Following this transfer, civic power was exercised by prefects who until the year 2000 also resided in the Castle. Designs by Pirro Ligorio (1500 ca.-1583) for the "Libraria" and the "Antichario" in the Castle relate to the period around 1570 when this room was divided into two distinct areas.
There was a large room and a smaller section that took in the last of the five windows overlooking the inner courtyard.
An inventory carried out in 1584 demonstrates that the larger room contained various objects, marble statues and sculptures belonging to the Este family collection whereas the smaller room held less grand objects, mostly vases and bronzes.
Between the vaulted roof and the walls there is a painted section of more than 4 metres in height that bore the papal coats of arms and, beneath them, the coats of arms of the cardinal legates who had been sent by the popes to exercise both civic and political duties for the good of the Holy Church.
The painted section or cornice was carried out in the early 1600's and bore anonymous shields in alternating silver and gold colours.
One by one, as one cardinal succeeded another and one pope succeeded another, his coat of arms was added to this "diary" of Church domination that lasted from 1598 to 1859.
The lower decoration is ascribed to the painter Giuseppe Migliari (Ferrara 1822-Odessa 1897) who worked alongside Celestino Tommasi (Ferrara 1796-Bologna 1868).

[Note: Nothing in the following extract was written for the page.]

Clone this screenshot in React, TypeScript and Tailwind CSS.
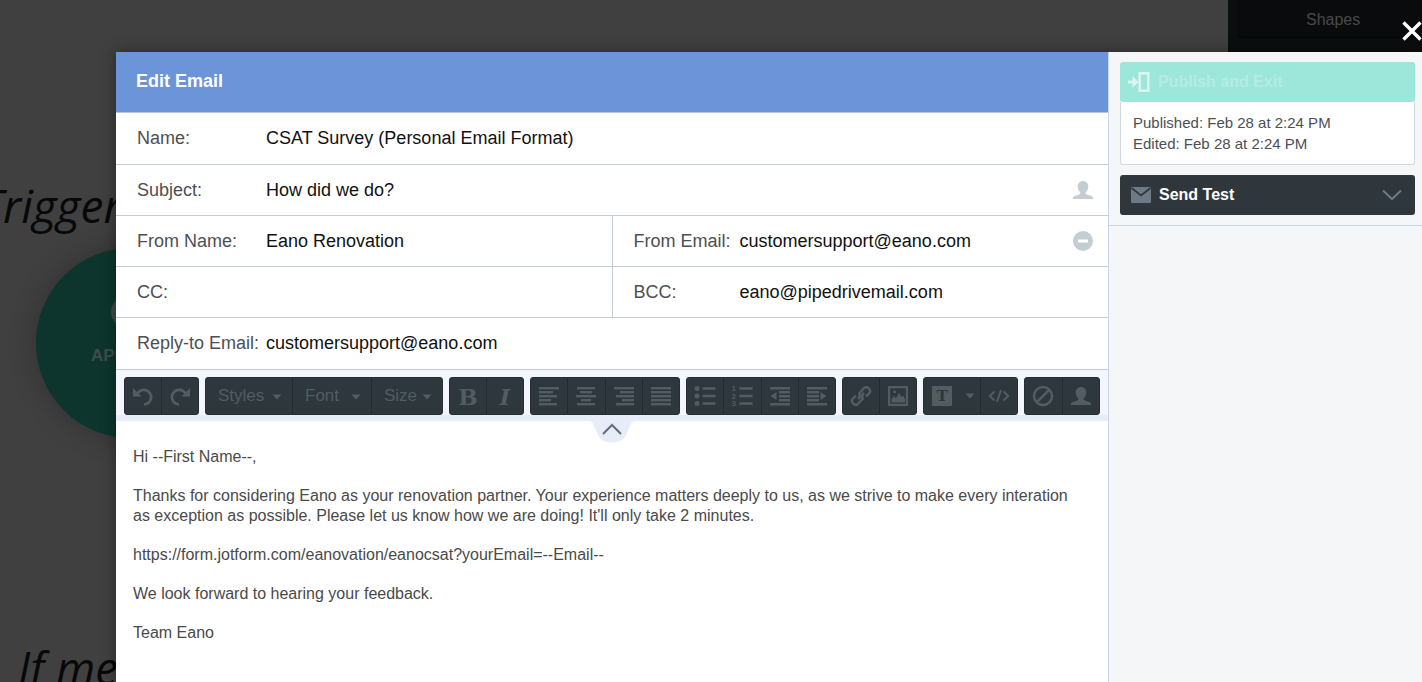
import type { ReactNode } from "react";

const lines = (rows: [number, number][]) =>
  rows.map(([x, w], i) => <rect key={i} x={x} y={2 + i * 4} width={w} height="2.4" />);

function Icon({ children, className = "size-[22px]" }: { children: ReactNode; className?: string }) {
  return (
    <svg viewBox="0 0 22 22" fill="currentColor" aria-hidden="true" className={className}>
      {children}
    </svg>
  );
}

const UndoShape = (
  <>
    <path d="M5.500 8.500A7.300 7.300 0 1 1 12 19.500" fill="none" stroke="currentColor" strokeWidth="2.600" />
    <path d="M1 3v8.500h8.500z" />
  </>
);

const PersonShape = (
  <path d="M11 2c-3.200 0-5.300 2.300-5.300 5.600 0 2.600 1.200 4.500 2.600 5.700.5 1.300-.2 1.900-1.800 2.400C3.600 16.600.8 17 .6 20h20.800c-.2-3-3-3.400-5.900-4.300-1.600-.5-2.300-1.100-1.800-2.400 1.400-1.200 2.600-3.100 2.600-5.700C16.300 4.300 14.200 2 11 2z" />
);

function Tool({ label, children }: { label: string; children: ReactNode }) {
  return (
    <button type="button" aria-label={label} className="flex h-full flex-1 items-center justify-center">
      {children}
    </button>
  );
}

function Group({ className, children }: { className: string; children: ReactNode }) {
  return (
    <div
      className={`flex h-[38px] shrink-0 divide-x divide-[#222b30] overflow-hidden rounded-[3px] border border-[#252e33] bg-[#2d373c] text-[#535c60] ${className}`}
    >
      {children}
    </div>
  );
}

function Caret() {
  return (
    <svg viewBox="0 0 10 6" className="h-[6px] w-[10px]" fill="currentColor" aria-hidden="true">
      <path d="M.5.500h9L5 5.500z" />
    </svg>
  );
}

function Picker({ label, className }: { label: string; className: string }) {
  return (
    <div className={`relative ${className}`}>
      <select aria-label={label} className="h-full w-full appearance-none bg-transparent pl-3 text-[17px]">
        <option>{label}</option>
      </select>
      <span className="pointer-events-none absolute inset-y-0 right-[10px] flex items-center pt-[2px]">
        <Caret />
      </span>
    </div>
  );
}

function Field({
  id,
  label,
  value,
  labelClass,
  children,
}: {
  id: string;
  label: string;
  value: string;
  labelClass: string;
  children?: ReactNode;
}) {
  return (
    <div className="flex min-w-0 flex-1 items-center pr-[14px] text-[18px]">
      <label htmlFor={id} className={`shrink-0 whitespace-nowrap text-[#4c4f54] ${labelClass}`}>
        {label}
      </label>
      <input id={id} defaultValue={value} className="min-w-0 flex-1 bg-transparent text-[#111] outline-none" />
      {children}
    </div>
  );
}

const wide = "w-[150px] pl-[21px]";
const narrow = "w-[127px] pl-[21px]";

function Toolbar() {
  return (
    <div className="relative flex gap-[6px] border-b-[6px] border-[#e6edf9] bg-[#f3f6fd] pl-[8px] pt-[7px]">
      <Group className="w-[75px]">
        <Tool label="Undo"><Icon>{UndoShape}</Icon></Tool>
        <Tool label="Redo"><Icon className="size-[22px] -scale-x-100">{UndoShape}</Icon></Tool>
      </Group>
      <Group className="w-[238px]">
        <Picker label="Styles" className="w-[87px]" />
        <Picker label="Font" className="w-[79px]" />
        <Picker label="Size" className="flex-1" />
      </Group>
      <Group className="w-[75px]">
        <Tool label="Bold">
          <span className="pt-[2px] font-['DejaVu_Serif',serif] text-[23px] font-bold leading-6">B</span>
        </Tool>
        <Tool label="Italic">
          <span className="pt-[2px] font-['DejaVu_Serif',serif] text-[23px] font-bold italic leading-6">I</span>
        </Tool>
      </Group>
      <Group className="w-[150px]">
        <Tool label="Align left"><Icon>{lines([[1, 20], [1, 14], [1, 18], [1, 12], [1, 18]])}</Icon></Tool>
        <Tool label="Align center"><Icon>{lines([[2, 18], [5, 12], [1, 20], [6, 10], [2, 18]])}</Icon></Tool>
        <Tool label="Align right"><Icon>{lines([[1, 20], [7, 14], [3, 18], [9, 12], [3, 18]])}</Icon></Tool>
        <Tool label="Justify"><Icon>{lines([[1, 20], [1, 20], [1, 20], [1, 20], [1, 20]])}</Icon></Tool>
      </Group>
      <Group className="w-[150px]">
        <Tool label="Bulleted list">
          <Icon>
            {[3.5, 11, 18.5].map((y) => (
              <g key={y}>
                <circle cx="3" cy={y} r="2.5" />
                <rect x="8.5" y={y - 1.3} width="13" height="2.6" />
              </g>
            ))}
          </Icon>
        </Tool>
        <Tool label="Numbered list">
          <Icon>
            {[3.5, 11, 18.5].map((y, i) => (
              <g key={y}>
                <text x="0.5" y={y + 2.8} fontSize="8" fontWeight="bold">{i + 1}</text>
                <rect x="8.5" y={y - 1.3} width="13" height="2.6" />
              </g>
            ))}
          </Icon>
        </Tool>
        <Tool label="Decrease indent">
          <Icon>
            <path d="M1 2h20v2.400H1zM10 6h11v2.400H10zM10 10h11v2.400H10zM10 14h11v2.400H10zM1 18h20v2.400H1zM1.500 11 7.500 7v8z" />
          </Icon>
        </Tool>
        <Tool label="Increase indent">
          <Icon>
            <path d="M1 2h20v2.400H1zM1 6h12v2.400H1zM1 10h12v2.400H1zM1 14h12v2.400H1zM1 18h20v2.400H1zM20.500 11l-6-4v8z" />
          </Icon>
        </Tool>
      </Group>
      <Group className="w-[75px]">
        <Tool label="Insert link">
          <Icon>
            <g fill="none" stroke="currentColor" strokeWidth="2.500" strokeLinejoin="round">
              <path d="M9.500 11.500V8L15 2.200h2.300L20 5v2.300l-4 4.200" />
              <path d="M12.500 10.500V14L7 19.800H4.700L2 17v-2.300l4-4.200" />
              <path d="M8 14l6-6" />
            </g>
          </Icon>
        </Tool>
        <Tool label="Insert image">
          <Icon>
            <path fillRule="evenodd" d="M1 1h20v20H1zm2.200 2.200v15.600h15.600V3.200z" />
            <path d="M4.500 17.500v-3L7 11l2 2.500L12 8l2.500 4L16 10.500l2 3.500v3.500z" />
            <circle cx="7.500" cy="6.800" r="1.500" />
          </Icon>
        </Tool>
      </Group>
      <Group className="w-[95px]">
        <button type="button" aria-label="Insert text block" className="flex w-[57px] items-center justify-between pl-[8px] pr-[5px]">
          <span className="flex size-5 items-center justify-center bg-[#535c60] font-['DejaVu_Serif',serif] text-[15px] font-bold leading-5 text-[#2d373c]">
            T
          </span>
          <Caret />
        </button>
        <Tool label="Source code">
          <Icon>
            <path
              d="M6.500 6.500 1.800 11l4.700 4.500M15.500 6.500l4.700 4.500-4.700 4.500M13 5 9 17"
              fill="none"
              stroke="currentColor"
              strokeWidth="2"
            />
          </Icon>
        </Tool>
      </Group>
      <Group className="w-[76px]">
        <Tool label="Clear formatting">
          <Icon>
            <g fill="none" stroke="currentColor" strokeWidth="2.500">
              <circle cx="11" cy="11" r="9" />
              <path d="M5 17 17 5" />
            </g>
          </Icon>
        </Tool>
        <Tool label="Insert contact field"><Icon>{PersonShape}</Icon></Tool>
      </Group>
      <button type="button" aria-label="Collapse header" className="absolute left-1/2 top-full mt-[6px] -translate-x-1/2">
        <svg viewBox="0 0 46 22" className="h-[22px] w-[46px]" aria-hidden="true">
          <path d="M0 0h46c-5 1-5 5-7.500 11C35.500 18.500 31 21.500 23 21.500S10.500 18.500 7.500 11C5 5 5 1 0 0z" fill="#e6edf9" />
          <path d="m14 13 9-9 9 9" fill="none" stroke="#5f6f79" strokeWidth="2" />
        </svg>
      </button>
    </div>
  );
}

function Backdrop() {
  return (
    <div className="absolute inset-0 overflow-hidden" aria-hidden="true">
      <span className="absolute -left-[20px] top-[177px] font-['Open_Sans',sans-serif] text-[46px] italic leading-[56px] text-[#080808]">
        Trigger
      </span>
      <div className="absolute left-[36px] top-[248px] size-[190px] rounded-full bg-[#0d352d] shadow-[0_0_24px_4px_rgba(0,0,0,0.2)]">
        <span className="absolute left-[75px] top-[48px] size-[32px] rounded-full bg-[#3d4d49]" />
        <span className="absolute left-[55px] top-[98px] text-[17px] font-bold leading-5 text-[#3d4d49]">API</span>
      </div>
      <span className="absolute left-[18px] top-[640px] font-['Open_Sans',sans-serif] text-[45px] italic leading-[56px] text-[#080808]">
        If me
      </span>
      <div className="absolute right-0 top-0 h-[52px] w-[194px] bg-[#0b0e0f] pl-[10px]">
        <div className="h-[38px] rounded-bl-[3px] border-b border-l border-[#050606] bg-[#0a0b0d] pl-[67px] pt-[10px] text-[16px] leading-5 text-[#484a4b]">
          Shapes
        </div>
      </div>
    </div>
  );
}

export default function App() {
  return (
    <div className="relative flex min-h-screen flex-col overflow-hidden bg-[#404040] font-['Liberation_Sans',Arial,sans-serif]">
      <Backdrop />
      <button type="button" aria-label="Close" className="absolute -right-[1px] top-[20px] z-10">
        <svg viewBox="0 0 22 22" className="size-[22px]" aria-hidden="true">
          <path d="M2.500 2.500l17 17M19.500 2.500l-17 17" stroke="#fff" strokeWidth="3.400" />
        </svg>
      </button>

      <div
        role="dialog"
        aria-labelledby="dialog-title"
        className="relative ml-[116px] mt-[52px] flex flex-1 bg-white shadow-[0_0_14px_rgba(0,0,0,0.4)]"
      >
        <main className="flex min-w-0 flex-1 flex-col">
          <header className="flex h-[61px] items-center border-b border-[#b8c7d3] bg-[#6c94d9] pb-[2px] pl-[20px]">
            <h1 id="dialog-title" className="text-[18px] font-bold text-white">Edit Email</h1>
          </header>

          <form className="text-black">
            <div className="flex h-[52px] border-b border-[#c3ced3]">
              <Field id="name" label="Name:" value="CSAT Survey (Personal Email Format)" labelClass={wide} />
            </div>
            <div className="flex h-[51px] border-b border-[#c3ced3]">
              <Field id="subject" label="Subject:" value="How did we do?" labelClass={wide}>
                <button type="button" aria-label="Insert contact field" className="text-[#c3ced3]">
                  <Icon>{PersonShape}</Icon>
                </button>
              </Field>
            </div>
            <div className="flex h-[51px] divide-x divide-[#c3ced3] border-b border-[#c3ced3]">
              <Field id="from-name" label="From Name:" value="Eano Renovation" labelClass={wide} />
              <Field id="from-email" label="From Email:" value="customersupport@eano.com" labelClass={narrow}>
                <button type="button" aria-label="Remove sender" className="text-[#c3ced3]">
                  <Icon>
                    <path fillRule="evenodd" d="M11 1a10 10 0 1 0 0 20 10 10 0 0 0 0-20zM6 9.500h10v3H6z" />
                  </Icon>
                </button>
              </Field>
            </div>
            <div className="flex h-[51px] divide-x divide-[#c3ced3] border-b border-[#c3ced3]">
              <Field id="cc" label="CC:" value="" labelClass={wide} />
              <Field id="bcc" label="BCC:" value="eano@pipedrivemail.com" labelClass={narrow} />
            </div>
            <div className="flex h-[52px] border-b border-[#c3ced3]">
              <Field id="reply-to" label="Reply-to Email:" value="customersupport@eano.com" labelClass={wide} />
            </div>
          </form>

          <Toolbar />

          <article className="flex flex-col gap-[19px] pl-[17px] pr-5 pt-[26px] text-[16px] leading-5 text-[#4a4a4a]">
            <p>Hi --First Name--,</p>
            <p>
              Thanks for considering Eano as your renovation partner. Your experience matters deeply to us, as we
              strive to make every interation as exception as possible. Please let us know how we are doing! It'll only
              take 2 minutes.
            </p>
            <p>https://form.jotform.com/eanovation/eanocsat?yourEmail=--Email--</p>
            <p>We look forward to hearing your feedback.</p>
            <p>Team Eano</p>
          </article>
        </main>

        <aside className="w-[314px] shrink-0 border-l border-[#c9d6e2] bg-[#f4f6f8]">
          <div className="flex flex-col gap-[10px] border-b border-[#ced6dd] pb-[10px] pl-[11px] pr-[7px] pt-[10px]">
            <section>
              <button
                type="button"
                className="flex h-[40px] w-full items-center gap-2 rounded-[3px] bg-[#9ce7d9] pl-2 text-[16px] font-bold text-[#b5ece2]"
              >
                <svg viewBox="0 0 22 22" className="size-[22px] text-[#dcf6f1]" aria-hidden="true">
                  <path d="M11.700 2.200h8.600v17.600h-8.600z" fill="none" stroke="currentColor" strokeWidth="2.400" />
                  <path d="M0 9.500h4.500V5.300L10.500 11l-6 5.700v-4.200H0z" fill="currentColor" />
                </svg>
                Publish and Exit
              </button>
              <div className="rounded-b-[3px] border border-t-0 border-[#ced9e4] bg-white px-3 pb-[10px] pt-[10px] text-[15px] leading-[21px] text-[#4c4f54]">
                <p>Published: Feb 28 at 2:24 PM</p>
                <p>Edited: Feb 28 at 2:24 PM</p>
              </div>
            </section>
            <button
              type="button"
              className="flex h-[40px] items-center rounded-[3px] bg-[#2f373d] pl-[11px] pr-[13px] text-[16px] font-bold text-white"
            >
              <svg viewBox="0 0 20 16" className="mr-2 h-4 w-5" aria-hidden="true">
                <rect width="20" height="16" rx="1" fill="#6c7a86" />
                <path d="m.5 1 9.500 7.500L19.500 1" fill="none" stroke="#2f373d" strokeWidth="1.600" />
              </svg>
              Send Test
              <svg viewBox="0 0 20 12" className="ml-auto h-3 w-5" aria-hidden="true">
                <path d="m1 1.500 9 8.500 9-8.500" fill="none" stroke="#6c7a86" strokeWidth="2" />
              </svg>
            </button>
          </div>
        </aside>
      </div>
    </div>
  );
}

In 1857 when pope Pius IX visited Ferrara, apart from organising several cardinals' coats of arms, six illustrations of the main participants of the legation were completed. They represented Comacchio, Ferrara, Lugo and Bagnacavallo (the only one not to be mounted under the city coat of arms), Pomposa and Cento. The stained illustration on the North wall commemorates the legate, count Filippo Folicaldi whose coat of arms and memories were "removed" following repression during a period of Austrian rule (1852) and his dismissal after his involvement in a trial (1856). The unification of Italy is commemorated by two plaques over the door leading to the Councils Room and the so-called "Salotto Azzurro" and they commemorate respectively the dates of 6 September 1859, the day on which the Romagna Assembly refused to submit to the Pontifical temporal governor and the 7 December 1859, when the Territory was annexed to Sardinia under king Vittorio Emanuele. From 1860, coats of arms of the families of prefects of the Kingdom of Italy were added to those of the cardinals lining the Castle walls.